My point is unelected lawyers in robes have no business in dictating social policy. That is for the States and Congress to determine. When courts go outside the Constitution as they did in matters like prisoner&terrorist rights, abortion, gay anal sex, or stupidly concluding the Constitution mandated slavery in perpetuity, they poison our polity.

Palladian - Now the next step is to somehow work the Jews in there.
I think that groups or people that make a tribal specialty of constantly accusing others of antagonism towards them where antagonism doesn't exist eventually get what they wish for.

And I'm surprised that you haven't mentioned the need to junk the "antiquated old parchment" in a Constitution thread.

With the Amending process effectively broken by Party gridlock from making significant changes since 1962's poll tax elimination -45 years now - the Constitution is a national operating manual in bad need of repair over matters like war powers, instant US citizenship for illegal's babies, and the commerce clause abuse.

But changes done by We the People at a Constitution Convention for needed revisions to the original, not an unelected elite of lawyers sucking up to others in the Ruling Class social circles they frequent.

Freder Frederson said...

When courts go outside the Constitution as they did in matters like prisoner&terrorist rights

Excuse me, how are these rights outside the constitution?

Simon said...

Ruth Anne - I was talking about my man-crush on Scalia. LMAO.

Fitz said...

Cedarford has multiple important points. Scalia was correct about the problems generated by Lawrence.

Gay anal sex seems to be the priority of our legal elites. Under a conservative regime, this would be a State matter & we would not be threatened by same-sex "marriage" that has caused a unprecedented democratic tide to sweep every State in the Union.

These cases (obviously) are designed to build on one another. No sooner does one precedent fall (Bowers) than a new legal travesty (Goodridge) springs forth.

Those obsessed with anal sex seem to be legion in the academy. I for one would rather spend my time on other matters. They won’t allow it
.

Freder Frederson said...

These cases (obviously) are designed to build on one another. No sooner does one precedent fall (Bowers) than a new legal travesty (Goodridge) springs forth.

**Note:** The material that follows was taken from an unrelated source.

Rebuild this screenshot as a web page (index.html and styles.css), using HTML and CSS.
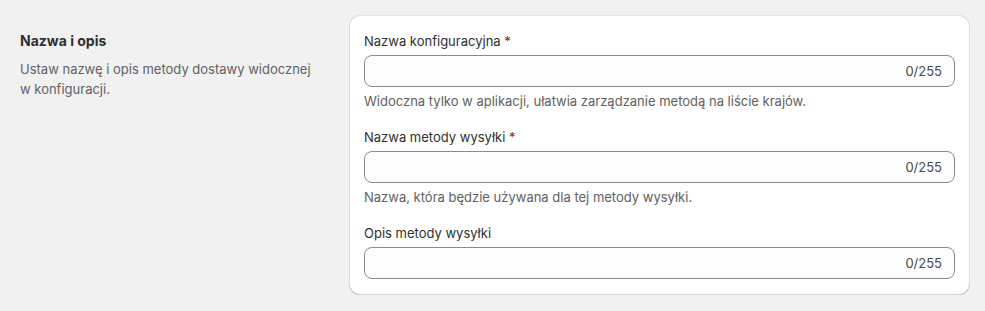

The law in question in Bowers was extremely broad, covered heterosexual sodomy (although not sex between two women) and included oral sex, not just anal sex, in its definition of sodomy.

In fact, after the law was upheld in Bowers, a heterosexual man was convicted and sent to jail for having consensual oral sex with his ex-wife. She had accused him of rape. His defense, which the jury accepted, was that the sex was consensual. But the judge instructed the jury that even if they fully believed his story they must return a verdict of guilty on consensual sodomy since he had admitted to performing oral sex on his ex-wife during his testimony. That is exactly what the jury did.

Fitz said...

Freder Frederson

All a good argument for changing that law properly.